Parola d’ordine del Comune: salvare la cassoeula dall’oblio

Parola d’ordine del Comune: salvare la cassoeula dall’oblio

Quando la chiesa dettava i tempi della tavola e il contadino era una figura rispettata da tutti, guai a preparare e servire la cassoeula prima dell’11 di novembre, giorno di San Martino e giorno di festa perché erano finiti i lavori nei campi. Oggi si fa riferimento a San Martino per simpatia e perché, in ogni caso, è difficile che a qualcuno venga in mente di mangiare un piatto ricco come questo, fatto di maiale e di verze, quando fa caldo.
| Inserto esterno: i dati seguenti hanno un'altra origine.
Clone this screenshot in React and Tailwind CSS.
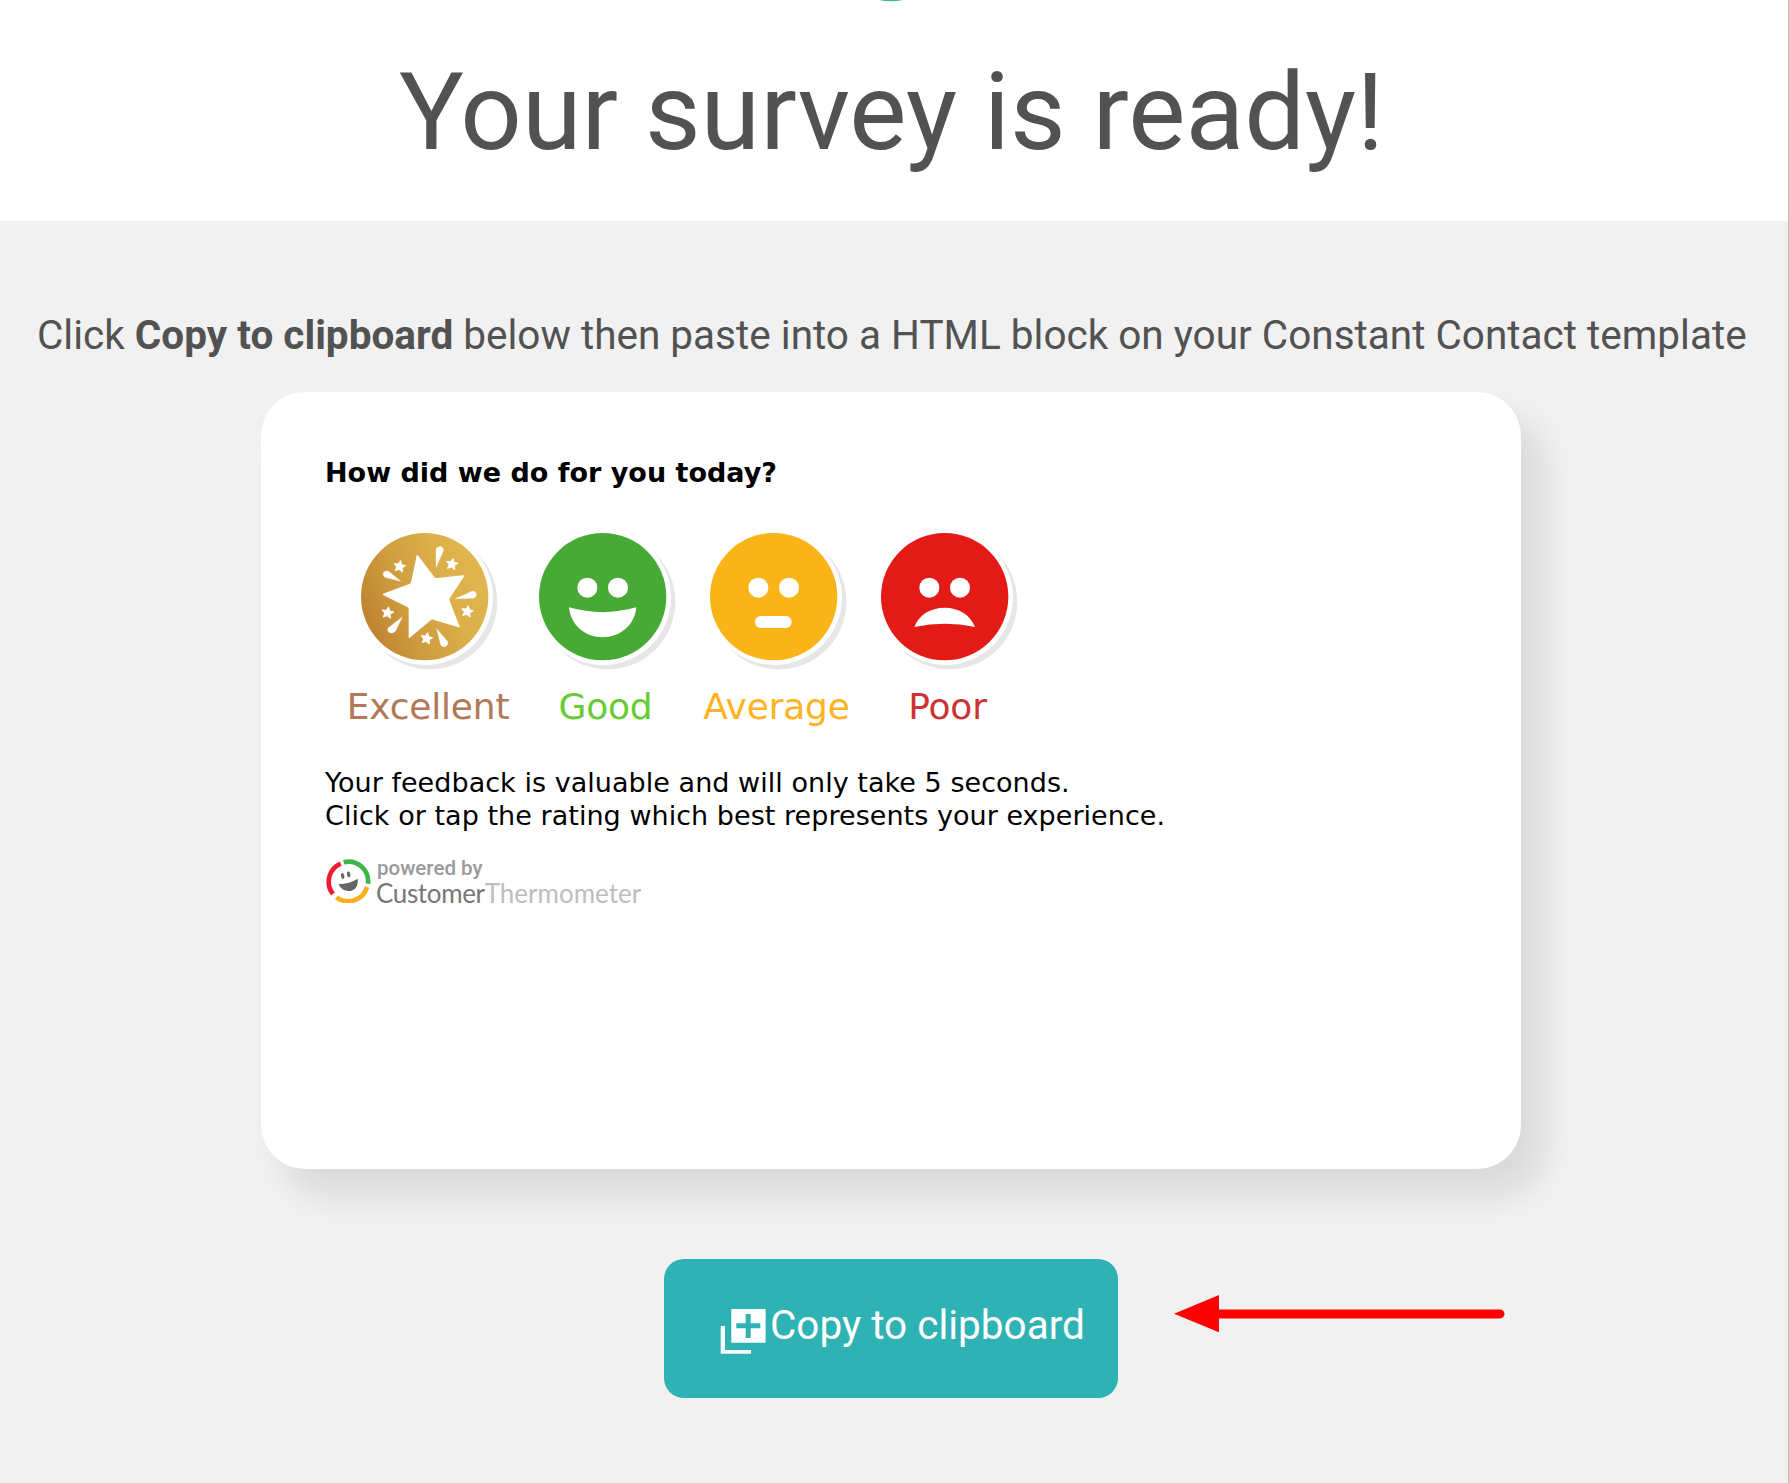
const RATINGS = [
  { label: 'Excellent', icon: StarIcon, width: 'w-[184px]', text: 'text-[#b27858]' },
  { label: 'Good', icon: GoodIcon, width: 'w-[171px]', text: 'text-[#66cc33]' },
  { label: 'Average', icon: AverageIcon, width: 'w-[171px]', text: 'text-[#ffb31f]' },
  { label: 'Poor', icon: PoorIcon, width: 'w-[171px]', text: 'text-[#cc3333]' },
];

// round badge with a grey crescent at the lower right
function Badge({ fill, children }) {
  return (
    <svg viewBox="-200 -200 432 432" className="h-36 w-36">
      <circle cx="15" cy="15" r="203" fill="#e6e6e6" />
      <circle cx="2" cy="2" r="203" fill="#fff" />
      <circle r="191" fill={fill} />
      {children}
    </svg>
  );
}

function Eyes() {
  return (
    <g fill="#fff">
      <circle cx="-46" cy="-27" r="30" />
      <circle cx="46" cy="-27" r="30" />
    </g>
  );
}

function GoodIcon() {
  return (
    <Badge fill="#46aa35">
      <Eyes />
      <path d="M-101 32Q0 61 101 32C96 86 52 122 0 122S-96 86-101 32Z" fill="#fff" />
    </Badge>
  );
}

function AverageIcon() {
  return (
    <Badge fill="#f9b418">
      <Eyes />
      <rect x="-56" y="58" width="110" height="36" rx="17" fill="#fff" />
    </Badge>
  );
}

function PoorIcon() {
  return (
    <Badge fill="#e31b17">
      <Eyes />
      <path d="M-91 91C-78 56-44 33 0 33S78 56 91 91Q0 71-91 91Z" fill="#fff" />
    </Badge>
  );
}

const SPARKS = [
  [-75, -91],
  [82, -98],
  [128, 44],
  [6, 125],
  [-111, 48],
];

function StarIcon() {
  return (
    <Badge fill="url(#gold)">
      <defs>
        <linearGradient id="gold" x1="0" y1="0.7" x2="1" y2="0.3">
          <stop offset="0" stopColor="#bc812f" />
          <stop offset="0.35" stopColor="#cf9d3f" />
          <stop offset="0.7" stopColor="#dcb04a" />
          <stop offset="1" stopColor="#e1b74e" />
        </linearGradient>
      </defs>
      <g fill="#fff" stroke="#fff" strokeLinejoin="round">
        <path
          d="M-22-123L28-57Q31-53 36-54L117-62L74 3Q71 8 73 13L103 90L26 67Q21 65 17 69L-46 122L-46 38Q-46 33-50 30L-124-7L-46-36Q-41-38-39-43Z"
          strokeWidth="4"
        />
        {SPARKS.map(([x, y]) => (
          <path
            key={x}
            transform={`translate(${x} ${y}) rotate(10)`}
            d="M0-17L5-6L17-5L8 3L11 15L0 9L-11 15L-8 3L-17-5L-5-6Z"
            strokeWidth="3"
          />
        ))}
        <g strokeWidth="1">
          <path d="M34-88L34-140C36-156 58-153 56-137Z" />
          <path d="M92 6L142-16C157-19 160 1 146 5Z" />
          <path d="M36 96L68 134C74 148 56 157 48 144Z" />
          <path d="M-67 61L-87 102C-97 117-117 106-109 93Z" />
          <path d="M-72-46L-108-76C-123-82-130-66-119-58Z" />
        </g>
      </g>
    </Badge>
  );
}

function ThermometerLogo() {
  return (
    <svg viewBox="45 55 138 132" className="mt-px h-11 w-[46px]">
      <g fill="none" strokeWidth="14">
        <path d="M92 69A59 59 0 0 0 69 160" stroke="#ee1c2e" />
        <path d="M101 65A59 59 0 0 1 174 129" stroke="#3fb549" />
        <path d="M171 139A59 59 0 0 1 79 170" stroke="#fcaf1b" />
      </g>
      <g fill="#666">
        <path d="M86 130Q118 130 143 114C146 138 133 151 117 151C103 151 91 144 86 130Z" />
        <ellipse cx="98" cy="106" rx="5" ry="9" transform="rotate(-12 98 106)" />
        <ellipse cx="116" cy="101" rx="5" ry="9" transform="rotate(-12 116 101)" />
      </g>
    </svg>
  );
}

function CopyIcon() {
  return (
    <svg viewBox="0 0 46 46" className="mt-[49px] h-[46px] w-[46px]" fill="currentColor">
      <path
        fillRule="evenodd"
        d="M11.3 1H45.6V34.7H11.3ZM25.7 6V15.3H16.3V20.3H25.7V30H30.7V20.3H40.3V15.3H30.7V6Z"
      />
      <path d="M.7 18H5V42H31V45.7H.7Z" />
    </svg>
  );
}

export default function App() {
  return (
    <div className="h-[1483px] w-[1789px] overflow-hidden border-r border-[#bdbdbd] bg-[#f1f1f1] font-[Roboto,sans-serif] text-[#525252]">
      <header className="flex h-[221px] flex-col items-center bg-white">
        <svg viewBox="0 0 26 2" className="ml-[-6px] h-0.5 w-[26px]">
          <circle cx="13" cy="-59" r="60.2" fill="#3dba80" />
        </svg>
        <h1 className="mt-[47px] ml-[-5px] text-[108px] leading-[126px] whitespace-nowrap">Your survey is ready!</h1>
      </header>

      <p className="mt-[90px] ml-[37px] text-[40.5px] leading-[48px] whitespace-nowrap">
        Click <b className="font-bold">Copy to clipboard</b> below then paste into a HTML block on your Constant Contact template
      </p>

      <div className="mt-[33px] ml-[261px] h-[777px] w-[1260px] rounded-[44px] bg-white pt-[64px] pl-[64px] font-['DejaVu_Sans',sans-serif] text-[27px] leading-[33px] text-black shadow-[22px_26px_36px_rgba(0,0,0,0.1)]">
        <p className="font-bold whitespace-nowrap">How did we do for you today?</p>

        <div className="mt-[41px] ml-[13px] flex">
          {RATINGS.map(({ label, icon: Icon, width, text }) => (
            <div key={label} className={`flex flex-none flex-col items-center ${width}`}>
              <Icon />
              <span className={`mt-[12px] ml-[-4px] text-[36px] leading-[42px] tracking-[-0.2px] whitespace-nowrap ${text}`}>
                {label}
              </span>
            </div>
          ))}
        </div>

        <p className="mt-[38px] tracking-[0.04px] whitespace-nowrap">
          Your feedback is valuable and will only take 5 seconds.
          <br />
          Click or tap the rating which best represents your experience.
        </p>

        <div className="mt-[26px] flex">
          <ThermometerLogo />
          <div className="ml-[5px] whitespace-nowrap">
            <p className="pl-px font-[Roboto,sans-serif] text-[20.5px] leading-[20px] font-medium text-[#999]">powered by</p>
            <p className="font-[Lato,sans-serif] text-[26px] leading-[30px] text-[#bdbdbd]">
              <span className="tracking-[-0.35px] text-[#777]">Customer</span>Thermometer
            </p>
          </div>
        </div>
      </div>

      <div className="mt-[90px] ml-[664px] flex items-start">
        <button className="flex h-[139px] w-[454px] rounded-[20px] bg-[#2fb2b4] pl-[56px] text-[40.5px] leading-[48px] text-white">
          <CopyIcon />
          <span className="mt-[42px] ml-[4px] whitespace-nowrap">Copy to clipboard</span>
        </button>
        <svg viewBox="0 0 331 38" className="mt-[36px] ml-[56px] h-[38px] w-[331px]">
          <path d="M0 18.7L45 0V37.3Z" fill="#f00" />
          <path d="M44 18.9H326" stroke="#f00" strokeWidth="9" strokeLinecap="round" />
        </svg>
      </div>
    </div>
  );
}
Nel suo La Cucina milanese, introvabile fatica edita da Franco Muzzio nel 1991, Marco Guarnaschelli Gotti, che la chiama cazzoeula, ricorda come in passato «il maiale era usatissimo, anche perché più economico di altre carni, e, come per altri animali, noi Milanesi abbiamo una ricetta totemica che lo riguarda, una ricetta viva ancor oggi anche se un po’ alleggerita». Quell’oggi risale a sedici anni fa, ma la realtà non è in fondo cambiata a patto di non voler credere - e far credere - che si mangi cassoeula con la stessa facilità con cui i pendolari prendono il metro. Basti ricordare come il Comune, attraverso l’assessorato alle attività produttive, titolare Tiziana Maiolo, il 7 dicembre punterà alla DeCo, la Denominazione Comunale di identità qualitativa, della cassoeula e della michetta, prime di una lunga teoria. Con questo atto, si stabilirà come prodotti o ricette golose finite in ombra debbano essere fatte per essere considerate autenticamente meneghine, nella speranza di ridare sostanza locale a tradizioni svuotate di reale sostanza legata al territorio dove sono nate.
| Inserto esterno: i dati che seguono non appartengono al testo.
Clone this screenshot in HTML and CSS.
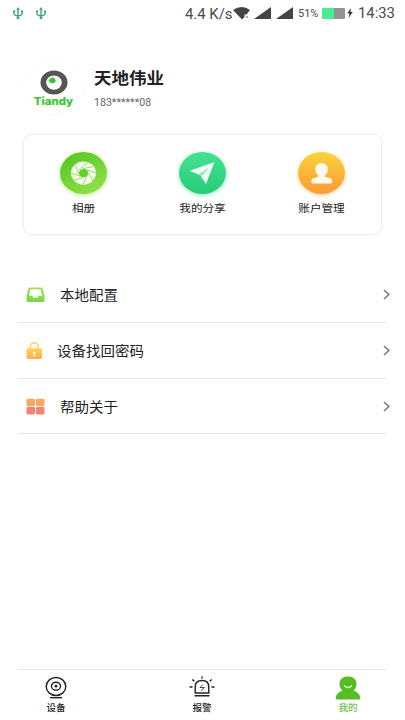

Piatto figlio della povertà, che puzza per chi non lo capisce e apprezza, è ricco degli scarti del maiale come codini, orecchie, piedini e cotenne, di salamini da verza, i verzini, e di verze che dovrebbero avere preso il gelo per essere degne di morire nella casseruola fumante.
Due i grandi quesiti che si rinnovano eterni, uno è legato alla cottura delle verze e l’altro al momento ideale per mangiarla. C’è chi gradisce il disfacimento della verdura e chi lo rifiuta, preferendo distinguerne le foglie, così come c’è chi gusta la cassoeula il giorno stesso e chi la fa riposare per godersela l’indomani, riscaldata.
Come per tante preparazioni zuppose, anche questa in origine vedeva il cuoco versare di tutto in pentola, tanto quello che contava era riempire gli stomaci vuoti dei commensali. Poi, più la sfera del benessere ha preso ad allargarsi, più si è iniziato a prestare attenzione ai vari passaggi in cottura e allora ecco tanti scoprire che, oltre a una sgrassatura più meticolosa possibile, una bollitura più breve e attenta della verza migliorava il risultato finale.
L’altro dilemma non ha invece una risposta precisa, dipende dal gusto di ognuno anche se è sicuro che molte minestre, molti spezzatini di carne e lo stesso pane naturale migliorano se riposano per 24 ore.

Una verità: al di là della sua vigorosa bontà, la cassoeula è un piatto che genera allegria e amicizia, da mangiare almeno in quattro anche se Luca Brasi, alla Lucanda di Osio Sotto (Bergamo), sa sublimarla con pochi tratti, rendendola un secondo da menù degustazione e non un maestoso piatto unico.